AMARILLO, Texas (KFDA) - On average, Pampa Regional Medical Center treats four patients a month who have attempted suicide or have suicidal idealizations.
They see more patients during the winter months because the holidays can be tough for some individuals, and there is less sunlight, which can cause seasonal depression.
In the past, they were only taking elderly patients, but now they can help more individuals instead of sending them away for treatment.
“We generally take people in when they are a danger to themselves or others somehow. So they could be suicidal, threatening towards other people, for example. A lot of this is aimed at teaching the patients coping skills to deal with whatever they have problems with,” said Charles Harolds, Director of Psychiatric Services.
“This is a nice safety net to help you get back on your feet. This isn’t the end. This is just a pause,” said Sharon Benton, Music Therapist.

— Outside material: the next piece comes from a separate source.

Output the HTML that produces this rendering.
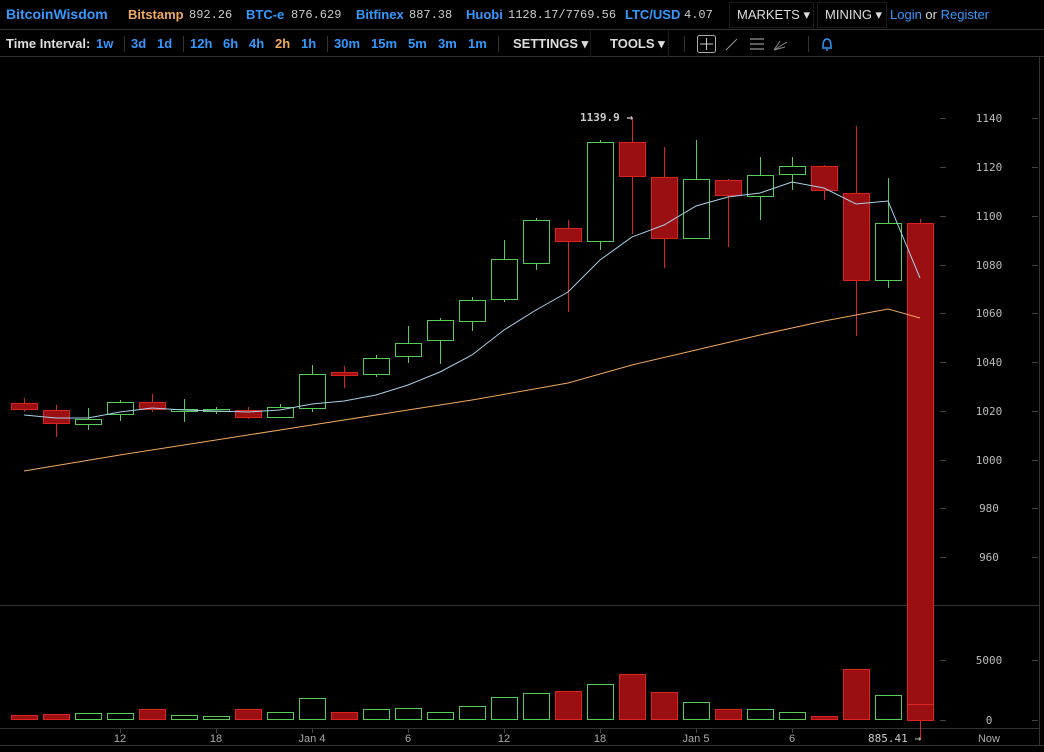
<!DOCTYPE html>
<html><head><meta charset="utf-8">
<style>
*{margin:0;padding:0;box-sizing:border-box}
body{width:1044px;height:752px;background:#000;overflow:hidden;font-family:"Liberation Sans",sans-serif;font-size:13px;color:#ddd;position:relative}
.bar{position:absolute;left:0;width:1044px;white-space:nowrap}
#top{top:0;height:30px;border-bottom:1px solid #333}
#sec{top:30px;height:27px;border-bottom:1px solid #333}
.t{position:absolute;top:7px}
.b{color:#3399ff}.o{color:#f0a860}.m{font-family:"Liberation Mono",monospace;font-size:12px;color:#ccc;top:8px}
.x{font-weight:bold}
.w{color:#ddd}
.s{position:absolute;top:6px;width:1px;height:16px;background:#333}
svg{position:absolute;left:0;top:0}
</style></head><body>
<div class="bar" id="top">
<span class="t b" style="left:6px;font-weight:bold;font-size:14px;top:6px">BitcoinWisdom</span>
<span class="t o x" style="left:128px">Bitstamp</span><span class="t m" style="left:189px">892.26</span>
<span class="t b x" style="left:246px">BTC-e</span><span class="t m" style="left:291px">876.629</span>
<span class="t b x" style="left:356px">Bitfinex</span><span class="t m" style="left:409px">887.38</span>
<span class="t b x" style="left:466px">Huobi</span><span class="t m" style="left:508px">1128.17/7769.56</span>
<span class="t b x" style="left:625px">LTC/USD</span><span class="t m" style="left:684px">4.07</span>
<div style="position:absolute;left:729px;top:2px;width:85px;height:26px;border:1px solid #1a1a1a"></div>
<span class="t w" style="left:737px">MARKETS ▾</span>
<div style="position:absolute;left:817px;top:2px;width:70px;height:26px;border:1px solid #1a1a1a"></div>
<span class="t w" style="left:825px">MINING ▾</span>
<span class="t b" style="left:890px">Login <span class="w">or</span> Register</span>
</div>
<div class="bar" id="sec">
<span class="t w" style="left:6px;font-weight:bold;top:6px">Time Interval:</span>
<span class="t b" style="left:96px;font-weight:bold;top:6px">1w</span>
<div class="s" style="left:124px"></div>
<span class="t b" style="left:131px;font-weight:bold;top:6px">3d</span>
<span class="t b" style="left:157px;font-weight:bold;top:6px">1d</span>
<div class="s" style="left:183px"></div>
<span class="t b" style="left:190px;font-weight:bold;top:6px">12h</span>
<span class="t b" style="left:223px;font-weight:bold;top:6px">6h</span>
<span class="t b" style="left:249px;font-weight:bold;top:6px">4h</span>
<span class="t o" style="left:275px;font-weight:bold;top:6px">2h</span>
<span class="t b" style="left:301px;font-weight:bold;top:6px">1h</span>
<div class="s" style="left:327px"></div>
<span class="t b" style="left:334px;font-weight:bold;top:6px">30m</span>
<span class="t b" style="left:371px;font-weight:bold;top:6px">15m</span>
<span class="t b" style="left:408px;font-weight:bold;top:6px">5m</span>
<span class="t b" style="left:438px;font-weight:bold;top:6px">3m</span>
<span class="t b" style="left:468px;font-weight:bold;top:6px">1m</span>
<div class="s" style="left:498px"></div>
<span class="t w" style="left:513px;font-weight:bold;top:6px">SETTINGS ▾</span>
<div class="s" style="left:590px;top:0;height:27px;background:#1a1a1a"></div>
<span class="t w" style="left:610px;font-weight:bold;top:6px">TOOLS ▾</span>
<div class="s" style="left:668px;top:0;height:27px;background:#1a1a1a"></div>
<div class="s" style="left:684px"></div>
<div class="s" style="left:808px"></div>
</div>
<svg width="1044" height="752" id="c" xmlns="http://www.w3.org/2000/svg">
<g stroke="#ccc" fill="none" stroke-width="1">
<rect x="697.5" y="35.5" width="18" height="17" rx="2" stroke="#aaa"/>
<path d="M706.5 38v12M700 44h13" stroke="#ccc"/>
<path d="M726 50l11-11" stroke="#999"/>
<path d="M750 39h14M750 44h14M750 49h14" stroke="#bbb"/>
<path d="M774 50l13-8M774 50l11-3M774 50l6-9" stroke="#888"/>
</g>
<path d="M822 48h10M823 47c0-5 1-8 4-8s4 3 4 8M826 50h2" stroke="#3399ff" fill="none" stroke-width="1.5"/>
<g stroke="#333"><path d="M0 605.5h1039M0 728.5h1039M0 745.5h1044M1039.5 57v688"/></g>
<g id="g"></g>
</svg>
<script>
var g=document.getElementById('g'),h='';
var MF='DejaVu Sans Mono,Liberation Mono,monospace';
var ticks=[[1140,118],[1120,167],[1100,216],[1080,265],[1060,313],[1040,362],[1020,411],[1000,460],[980,508],[960,557]];
ticks.forEach(function(t){h+='<path d="M940 '+(t[1]+.5)+'h6M1032 '+(t[1]+.5)+'h6" stroke="#444"/><text x="989" y="'+(t[1]+4)+'" fill="#bbb" font-family="'+MF+'" font-size="11" text-anchor="middle">'+t[0]+'</text>';});
h+='<path d="M940 660.5h6M1032 660.5h6M940 720.5h6M1032 720.5h6" stroke="#444"/>';
h+='<text x="989" y="664" fill="#bbb" font-family="'+MF+'" font-size="11" text-anchor="middle">5000</text><text x="989" y="724" fill="#bbb" font-family="'+MF+'" font-size="11" text-anchor="middle">0</text>';
var c=[[0,403,409,398,412,715],[0,410,423,405,437,714],[1,419,424,408,430,713],[1,402,414,400,421,713],[0,402,409,394,412,709],[1,409,411,399,422,715],[1,409,411,407,414,716],[0,410,417,407,419,709],[1,407,417,404,418,712],[1,374,408,365,412,698],[0,372,375,366,388,712],[1,358,374,355,377,709],[1,343,356,326,363,708],[1,320,340,318,364,712],[1,300,321,297,331,706],[1,259,299,240,302,697],[1,220,263,218,270,693],[0,228,241,220,312,691],[1,142,241,140,250,684],[0,142,176,118,234,674],[0,177,238,147,268,692],[1,179,238,140,238,702],[0,180,195,179,247,709],[1,175,196,157,220,709],[1,166,174,157,190,712],[0,166,190,165,200,716],[0,193,280,126,336,669],[1,223,280,178,288,695],[0,223,720,219,740,704]];
c.forEach(function(d,i){var x=24+i*32,col=d[0]?'#5c5':'#d22',f=d[0]?'none':'#9a0f12';
h+='<path d="M'+(x+.5)+' '+d[3]+'V'+d[4]+'" stroke="'+col+'"/>';
var bh=Math.max(d[2]-d[1],1);
h+='<rect x="'+(x-12.5)+'" y="'+(d[1]+.5)+'" width="26" height="'+bh+'" fill="'+(d[0]?'#000':f)+'" stroke="'+col+'"/>';
if(i<28){h+='<rect x="'+(x-12.5)+'" y="'+(d[5]+.5)+'" width="26" height="'+(719-d[5])+'" fill="'+(d[0]?'none':f)+'" stroke="'+col+'"/>';}
else{h+='<path d="M907 704.5h26" stroke="#d22"/>';}
});
h+='<polyline fill="none" stroke="#f0a860" points="24,471 120,455 216,440 312,425 408,410 472,400 568,383 632,365 696,350 760,335 824,321 888,309 920,318"/>';
h+='<polyline fill="none" stroke="#a8d0e8" points="24,415 56,418 88,418 120,412 152,408 184,410 216,411 248,412 280,410 312,404 344,401 376,395 408,385 440,372 472,355 504,330 536,310 568,292 600,260 632,237 664,225 696,206 728,197 760,193 792,182 824,188 856,204 888,201 920,278"/>';
h+='<text x="580" y="121" fill="#ccc" font-family="'+MF+'" font-size="11" font-weight="bold">1139.9 →</text>';
[[120,'12'],[216,'18'],[312,'Jan 4'],[408,'6'],[504,'12'],[600,'18'],[696,'Jan 5'],[792,'6']].forEach(function(l){h+='<text x="'+l[0]+'" y="742" fill="#aaa" font-family="Liberation Sans,sans-serif" font-size="11" text-anchor="middle">'+l[1]+'</text><path d="M'+(l[0]+.5)+' 729v4" stroke="#444"/>';});
h+='<text x="868" y="742" fill="#ccc" font-family="'+MF+'" font-size="11">885.41 →</text><text x="989" y="742" fill="#aaa" font-family="Liberation Sans,sans-serif" font-size="11" text-anchor="middle">Now</text>';
g.innerHTML=h;
</script>
</body></html>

Even though Pampa has other mental health services, the wait times are often long, and patients can do more harm to themselves waiting, than good. So Pampa Regional Medical center saw the need to expand their behavioral health services as they serve many towns within a 100-mile radius.

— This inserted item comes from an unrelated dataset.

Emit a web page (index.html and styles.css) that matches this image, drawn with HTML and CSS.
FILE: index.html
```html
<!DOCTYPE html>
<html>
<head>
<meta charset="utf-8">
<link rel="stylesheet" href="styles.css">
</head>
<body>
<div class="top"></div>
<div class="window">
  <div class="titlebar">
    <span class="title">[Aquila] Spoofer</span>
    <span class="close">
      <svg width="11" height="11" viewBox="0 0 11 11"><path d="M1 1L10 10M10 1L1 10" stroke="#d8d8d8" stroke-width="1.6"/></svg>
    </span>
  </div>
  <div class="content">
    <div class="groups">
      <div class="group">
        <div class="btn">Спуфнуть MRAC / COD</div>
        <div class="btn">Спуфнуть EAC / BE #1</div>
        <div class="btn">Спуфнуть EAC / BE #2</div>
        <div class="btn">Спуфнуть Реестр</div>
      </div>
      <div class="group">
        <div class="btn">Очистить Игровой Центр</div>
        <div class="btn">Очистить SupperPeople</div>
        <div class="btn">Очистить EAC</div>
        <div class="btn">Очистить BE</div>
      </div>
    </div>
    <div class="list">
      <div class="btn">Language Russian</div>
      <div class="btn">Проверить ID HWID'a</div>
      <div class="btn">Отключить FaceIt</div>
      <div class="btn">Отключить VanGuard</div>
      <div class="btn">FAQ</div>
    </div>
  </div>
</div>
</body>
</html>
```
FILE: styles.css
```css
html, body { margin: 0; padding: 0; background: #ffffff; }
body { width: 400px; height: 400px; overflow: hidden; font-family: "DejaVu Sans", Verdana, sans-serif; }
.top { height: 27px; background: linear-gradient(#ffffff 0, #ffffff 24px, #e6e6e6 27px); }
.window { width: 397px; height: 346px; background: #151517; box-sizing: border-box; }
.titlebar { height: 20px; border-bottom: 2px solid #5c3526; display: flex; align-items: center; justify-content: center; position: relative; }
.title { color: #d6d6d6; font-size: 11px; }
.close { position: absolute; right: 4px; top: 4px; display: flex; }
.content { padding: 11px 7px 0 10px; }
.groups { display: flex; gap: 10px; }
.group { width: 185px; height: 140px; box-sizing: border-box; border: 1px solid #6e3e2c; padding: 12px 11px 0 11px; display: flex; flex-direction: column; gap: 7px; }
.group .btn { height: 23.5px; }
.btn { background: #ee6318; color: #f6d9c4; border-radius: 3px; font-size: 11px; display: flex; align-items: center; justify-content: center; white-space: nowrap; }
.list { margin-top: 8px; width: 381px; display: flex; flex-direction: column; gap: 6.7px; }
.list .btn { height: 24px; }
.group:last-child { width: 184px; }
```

Some Patients have to go far away to a facility for help, making it hard for family members to be apart of their treatment.
“It does make it easier because they can see the day to day on their progress. They can see if the medication is working or not. Because sometimes, before we can notice a change in ourselves, our family members do, so sometimes that’s helpful to be like, Oh, your happier today, or I can tell like the medicine seems to be working. And so that helps them show that they are here for a reason and that it’s not all a waste of their time,” said Amy Crain, LMSW.
Since the expansion, they have also added therapy dogs to the unit.
“Sometimes, having a pet does wonders because most of us do have a pet, and we are away from them in that time, so it gives them that you know just everything with them,” said Crain.
The unit is open to all kinds of therapy, including music therapy, where patients can bang the drums or scream a song to work through their difficulties.